Description:
After upgrading the NVIDIA driver from 555 to 570 on an Azure Standard NC96ads_A100_v4 Linux VM (4 × NVIDIA A100), my cuQuantum-based workload (qsimcirq) fails at startup with the following error:
RuntimeError: Peer-to-peer device memory access is not supported
This regression only appears after moving to driver 570 — the same workload ran fine under 555.
Repro details:
Environment: Ubuntu VM on Azure
VM SKU: Standard NC96ads_A100_v4 (4 × NVIDIA A100)

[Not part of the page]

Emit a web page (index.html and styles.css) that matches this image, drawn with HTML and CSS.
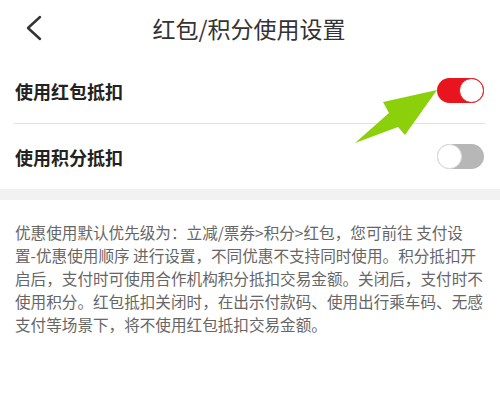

Driver: upgraded from 555 → 570
cuQuantum: cuQuantum Appliance 25.06 (FROM nvcr.io/nvidia/cuquantum-appliance:25.06-x86_64)
Library: qsimcirq
Trace snippet:
RuntimeError: Peer-to-peer device memory access is not supported
File "qsimcirq/qsim_simulator.py", line 262, in __init__
qsim_mgpu.qsim_initialize_devices(gpu_mode)
Topology info:
nvidia-smi topo -m
GPU0 GPU1 GPU2 GPU3 CPU Affinity NUMA Affinity GPU NUMA ID
GPU0 X NV12 SYS SYS 0-23 0 N/A
GPU1 NV12 X SYS SYS 24-47 1 N/A
GPU2 SYS SYS X NV12 48-71 2 N/A
GPU3 SYS SYS NV12 X 72-95 3 N/A
nvidia-smi topo -p2p w
GPU0 GPU1 GPU2 GPU3
GPU0 X OK NS NS
GPU1 OK X NS NS
GPU2 NS NS X OK
GPU3 NS NS OK X
Question:
Is there a way to work around this issue without downgrading the NVIDIA driver? It looks like with driver 570, P2P over PCIe is no longer enabled when there is no NVLINK connection between GPU pairs. As a result, cuQuantum (via qsimcirq) fails to initialize because it assumes P2P support across all devices.